The NSA's Vast Conspiracy Against Our Privacy

In the six months since Edward Snowden made his revelations, the scandal has only grown.

Readers of this page are well aware of the revelations during the past six months of spying by the National Security Agency (NSA). Edward Snowden, a former employee of an NSA vendor, risked his life and liberty to inform us of a governmental conspiracy to violate our right to privacy, a right guaranteed by the Fourth Amendment.

The conspiracy he revealed is vast. It involves former President George W. Bush, President Obama and their aides, a dozen or so members of Congress, federal judges, executives and technicians at American computer servers and telecoms, and the thousands of NSA employees and vendors who have manipulated their fellow conspirators. The conspirators all agreed that it would be a crime for any of them to reveal the conspiracy. Snowden violated that agreement in order to uphold his higher oath to defend the Constitution.

The object of the conspiracy is to emasculate all Americans and many foreigners of their right to privacy in order to predict our behavior and make it easier to find among us those who are planning harm.

A conspiracy is an agreement among two or more persons to commit a crime. The crimes consist of capturing the emails, texts and phone calls of every American, tracing the movements of millions of Americans and foreigners via the GPS system in their cellphones, and seizing the bank records and utility bills of most Americans in direct contravention of the Constitution, and pretending to do so lawfully. The pretense is that somehow Congress lessened the standard for spying that is set forth in the Constitution. It is, of course, inconceivable that Congress can change the Constitution (only the states can), but the conspirators would have us believe that it has done so.

The Constitution, which was written in the aftermath of the unhappy colonial experience with British soldiers who executed general warrants upon the colonists, forbids that practice today. That practice consists of judges authorizing government agents to search for whatever they want, wherever they wish to look. By requiring a warrant from a judge based on probable cause of criminal behavior on the part of the very person the government is investigating, however, and by requiring judges to describe particularly in the warrants they issue the places to be searched or the persons or things to be seized, the Constitution specifically outlaws general warrants.

This is more than just a constitutional violation; it is a violation of the natural right to be left alone. When that right is violated, when all of our private movements are monitored by the government, the menu of our free choices is reduced, as we surely alter our private behavior to compensate for being watched. And just as surely, the government expands its surveillance, knowing that it is not being watched.

As a result of these revelations, no one has been fired, except Snowden, and the conspiracy has grown. Earlier this week, The Washington Post reported that the Federal Bureau of Investigation is now spying on us. It seems that the FBI, no doubt jealous of the unpunished lawlessness of the NSA, has acquired software that permits it to utilize the tiny cameras in many home computers to observe whoever or whatever may be in front of the computer screen. The FBI doesn't only look at whoever is using the computer screen; it also captures the words and images on the screen. It seems to have an affinity for monitoring online gaming, even the lawful variety.

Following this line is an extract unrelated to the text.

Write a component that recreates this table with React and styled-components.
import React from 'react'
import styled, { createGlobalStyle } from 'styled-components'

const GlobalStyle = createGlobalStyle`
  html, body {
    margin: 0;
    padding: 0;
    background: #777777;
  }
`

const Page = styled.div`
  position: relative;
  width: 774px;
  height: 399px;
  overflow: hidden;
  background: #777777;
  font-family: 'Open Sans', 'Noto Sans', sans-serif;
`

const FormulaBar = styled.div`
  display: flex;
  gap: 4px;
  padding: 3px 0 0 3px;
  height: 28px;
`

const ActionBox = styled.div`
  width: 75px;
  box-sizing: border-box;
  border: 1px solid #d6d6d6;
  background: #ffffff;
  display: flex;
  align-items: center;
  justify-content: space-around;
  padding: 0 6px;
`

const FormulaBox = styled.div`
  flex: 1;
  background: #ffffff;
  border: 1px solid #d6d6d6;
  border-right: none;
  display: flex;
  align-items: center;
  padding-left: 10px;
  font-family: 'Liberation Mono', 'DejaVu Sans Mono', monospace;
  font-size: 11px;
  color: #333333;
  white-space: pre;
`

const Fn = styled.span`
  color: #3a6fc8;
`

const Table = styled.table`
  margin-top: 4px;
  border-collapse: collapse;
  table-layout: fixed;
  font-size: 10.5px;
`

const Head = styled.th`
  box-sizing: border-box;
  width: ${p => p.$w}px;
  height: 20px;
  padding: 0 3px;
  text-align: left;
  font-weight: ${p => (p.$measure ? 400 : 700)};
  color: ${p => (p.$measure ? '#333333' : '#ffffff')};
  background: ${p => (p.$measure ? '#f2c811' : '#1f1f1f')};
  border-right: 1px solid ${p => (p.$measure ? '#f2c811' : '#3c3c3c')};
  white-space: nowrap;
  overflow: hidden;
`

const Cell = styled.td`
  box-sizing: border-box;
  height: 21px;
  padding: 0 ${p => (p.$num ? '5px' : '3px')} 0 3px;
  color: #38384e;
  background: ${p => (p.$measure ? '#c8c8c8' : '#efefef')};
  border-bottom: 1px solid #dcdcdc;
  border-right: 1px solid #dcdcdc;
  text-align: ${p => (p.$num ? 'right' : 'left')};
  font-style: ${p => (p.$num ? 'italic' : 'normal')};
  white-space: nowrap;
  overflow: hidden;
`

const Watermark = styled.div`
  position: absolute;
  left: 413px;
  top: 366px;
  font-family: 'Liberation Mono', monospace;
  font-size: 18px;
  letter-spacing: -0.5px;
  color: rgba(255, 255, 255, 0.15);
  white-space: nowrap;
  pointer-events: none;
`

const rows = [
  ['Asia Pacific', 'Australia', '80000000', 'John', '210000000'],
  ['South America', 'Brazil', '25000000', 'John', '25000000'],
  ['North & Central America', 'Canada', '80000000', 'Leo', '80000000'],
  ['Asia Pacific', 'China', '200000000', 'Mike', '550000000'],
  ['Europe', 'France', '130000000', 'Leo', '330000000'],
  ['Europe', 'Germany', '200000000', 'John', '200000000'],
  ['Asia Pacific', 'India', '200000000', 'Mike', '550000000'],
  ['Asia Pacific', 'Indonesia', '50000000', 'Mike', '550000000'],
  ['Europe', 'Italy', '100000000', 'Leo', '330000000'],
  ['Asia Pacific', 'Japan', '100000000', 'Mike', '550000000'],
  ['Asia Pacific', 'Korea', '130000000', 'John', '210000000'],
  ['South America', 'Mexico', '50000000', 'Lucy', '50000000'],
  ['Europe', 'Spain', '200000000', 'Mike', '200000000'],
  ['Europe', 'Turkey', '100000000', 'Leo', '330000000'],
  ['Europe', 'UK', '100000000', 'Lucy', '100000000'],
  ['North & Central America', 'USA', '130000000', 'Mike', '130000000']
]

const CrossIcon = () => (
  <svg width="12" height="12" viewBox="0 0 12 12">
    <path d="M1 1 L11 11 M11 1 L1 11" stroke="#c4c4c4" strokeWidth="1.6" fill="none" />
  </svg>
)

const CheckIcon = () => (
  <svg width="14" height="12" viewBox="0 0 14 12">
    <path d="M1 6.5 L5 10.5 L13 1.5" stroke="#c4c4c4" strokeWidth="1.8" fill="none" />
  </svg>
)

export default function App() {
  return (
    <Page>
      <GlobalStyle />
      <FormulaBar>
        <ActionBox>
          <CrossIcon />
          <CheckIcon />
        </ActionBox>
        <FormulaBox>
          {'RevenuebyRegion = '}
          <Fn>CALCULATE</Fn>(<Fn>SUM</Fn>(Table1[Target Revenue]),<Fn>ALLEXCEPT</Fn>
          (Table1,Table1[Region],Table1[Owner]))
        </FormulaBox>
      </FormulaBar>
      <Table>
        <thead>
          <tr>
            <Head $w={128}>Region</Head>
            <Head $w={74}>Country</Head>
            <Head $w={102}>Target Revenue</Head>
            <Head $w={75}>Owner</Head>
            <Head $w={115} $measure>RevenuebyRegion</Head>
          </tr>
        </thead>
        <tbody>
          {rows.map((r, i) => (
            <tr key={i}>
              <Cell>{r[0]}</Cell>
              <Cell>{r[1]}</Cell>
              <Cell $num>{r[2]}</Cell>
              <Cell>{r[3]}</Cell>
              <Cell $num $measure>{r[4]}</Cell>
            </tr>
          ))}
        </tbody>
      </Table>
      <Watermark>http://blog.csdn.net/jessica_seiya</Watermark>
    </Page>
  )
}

In 1949, when George Orwell predicted in his terrifying novel "1984" the future use of television sets to watch us in our homes, many thought he was a delusional paranoid. It turns out that he was just off by a generation. His predictions have come to pass.

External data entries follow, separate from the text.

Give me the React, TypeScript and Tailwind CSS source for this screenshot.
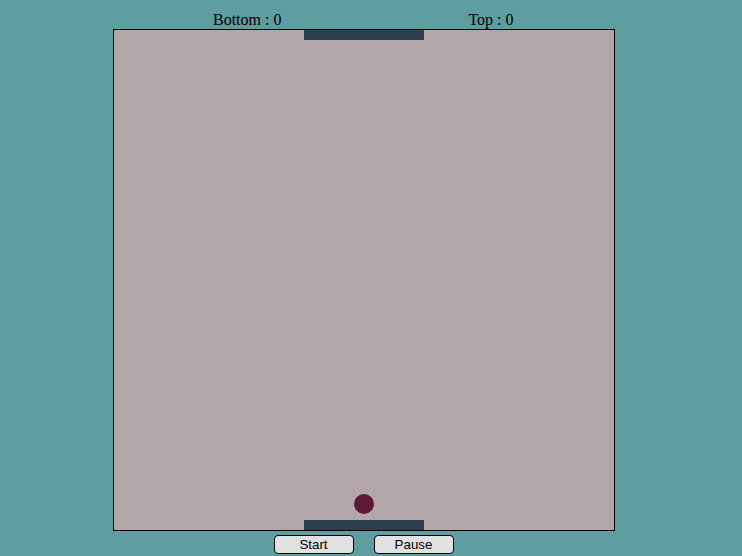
export default function App() {
  return (
    <div className="h-[556px] w-full overflow-hidden bg-[#5f9ea0] pl-[113px] font-['Liberation_Serif',serif] text-black">
      <div className="flex w-[502px] flex-col">
        <div className="flex h-[29px] items-end pt-[11px] text-[16px] leading-[18px]">
          <span className="ml-[100px]">Bottom : 0</span>
          <span className="ml-[187px]">Top : 0</span>
        </div>

        <div className="relative h-[502px] w-[502px] border border-black bg-[#b2a6a9]">
          <div className="absolute left-[190px] top-0 h-[10px] w-[120px] bg-[#2c3e50]" />
          <div className="absolute left-[240px] top-[464px] h-[20px] w-[20px] rounded-full bg-[#5c1a35]" />
          <div className="absolute bottom-0 left-[190px] h-[10px] w-[120px] bg-[#2c3e50]" />
        </div>

        <div className="mt-[4px] flex justify-center gap-[20px] pr-[1px] font-['Liberation_Sans',sans-serif] text-[13.33px]">
          <button className="h-[19px] w-[80px] rounded-[4px] border border-black bg-[#e1e1e1] leading-[17px]">Start</button>
          <button className="h-[19px] w-[80px] rounded-[4px] border border-black bg-[#e1e1e1] leading-[17px]">Pause</button>
        </div>
      </div>
    </div>
  );
}
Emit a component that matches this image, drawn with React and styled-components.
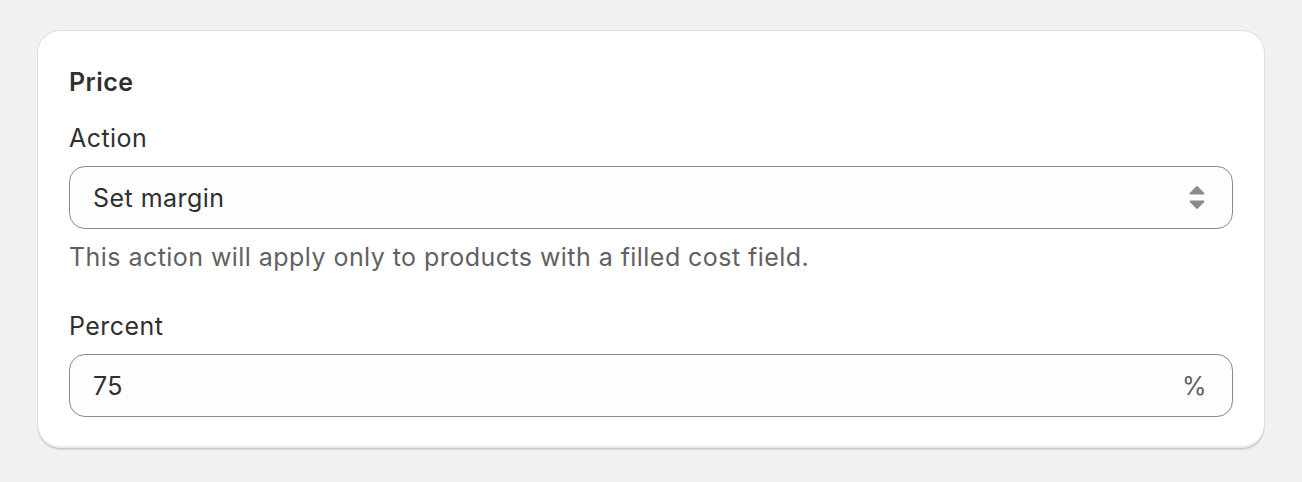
import styled, { createGlobalStyle } from "styled-components";

const GlobalStyle = createGlobalStyle`
  html, body {
    margin: 0;
    background: #f1f1f1;
    font-family: Inter, "Noto Sans", "Liberation Sans", sans-serif;
    color: #303030;
    -webkit-font-smoothing: antialiased;
  }
`;

const Page = styled.div`
  padding: 31px 38px;
`;

const Card = styled.section`
  background: #ffffff;
  border-radius: 22px;
  padding: 31px;
  box-shadow: 0 0 0 1px rgba(0, 0, 0, 0.07), 0 2px 1px rgba(0, 0, 0, 0.1),
    inset 0 -2px 0 rgba(0, 0, 0, 0.08);
  font-size: 25px;
  letter-spacing: 0.45px;
`;

const Title = styled.h2`
  margin: 0;
  font-size: 25px;
  line-height: 40px;
  font-weight: 600;
`;

const Field = styled.div`
  margin-top: ${(p) => p.$gap}px;
`;

const Label = styled.label`
  display: block;
  line-height: 40px;
  font-weight: 400;
  margin-bottom: 8px;
`;

const Box = styled.div`
  display: flex;
  align-items: center;
  height: 63px;
  box-sizing: border-box;
  padding: 0 24px 0 23px;
  border: 1px solid #8a8a8a;
  border-radius: 16px;
  background: #fdfdfd;
`;

const Value = styled.span`
  flex: 1;
`;

const Suffix = styled.span`
  color: #616161;
  margin-right: 1px;
`;

const Help = styled.p`
  margin: 8px 0 0;
  line-height: 40px;
  color: #616161;
`;

const Arrows = styled.svg`
  margin-right: 3px;
  flex: none;
`;

const SelectArrows = () => (
  <Arrows width="16" height="23" viewBox="0 0 16 23" fill="#8a8a8a">
    <path d="M7.2 0.5a1 1 0 0 1 1.6 0l6.4 6.6c.5.5.1 1.4-.6 1.4H1.4c-.7 0-1.1-.9-.6-1.4z" />
    <path d="M7.2 22.5a1 1 0 0 0 1.6 0l6.4-6.6c.5-.5.1-1.4-.6-1.4H1.4c-.7 0-1.1.9-.6 1.4z" />
  </Arrows>
);

export default function App() {
  return (
    <Page>
      <GlobalStyle />
      <Card>
        <Title>Price</Title>
        <Field $gap={16}>
          <Label>Action</Label>
          <Box>
            <Value>Set margin</Value>
            <SelectArrows />
          </Box>
          <Help>This action will apply only to products with a filled cost field.</Help>
        </Field>
        <Field $gap={29}>
          <Label>Percent</Label>
          <Box>
            <Value>75</Value>
            <Suffix>%</Suffix>
          </Box>
        </Field>
      </Card>
    </Page>
  );
}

Like many growing conspiracies, this one has spawned others. The Washington Post also reported this week that local cops, too, are jealous of the NSA and its ability to break the law with impunity. In an effort to catch bad guys, local police in half a dozen American cities have begun to ask local telecom providers for a "tower dump." A tower dump consists of digital recordings of all cellphone usage from a given cell tower.

When some telecoms balked at these requests, the cops went to judges, some of whom unlawfully authorized these dumps and some of whom declined. Frustrated that the NSA seems to get whatever it wants, some local police have used their own technology to spy. They've purchased a $400,000 device that mimics cellphone towers, drawing cellphone signals to it and enabling the cops to capture telephone calls without the cooperation of telecoms or permission from federal judges. That's called hacking; it is a federal crime and in most areas a state crime, as well.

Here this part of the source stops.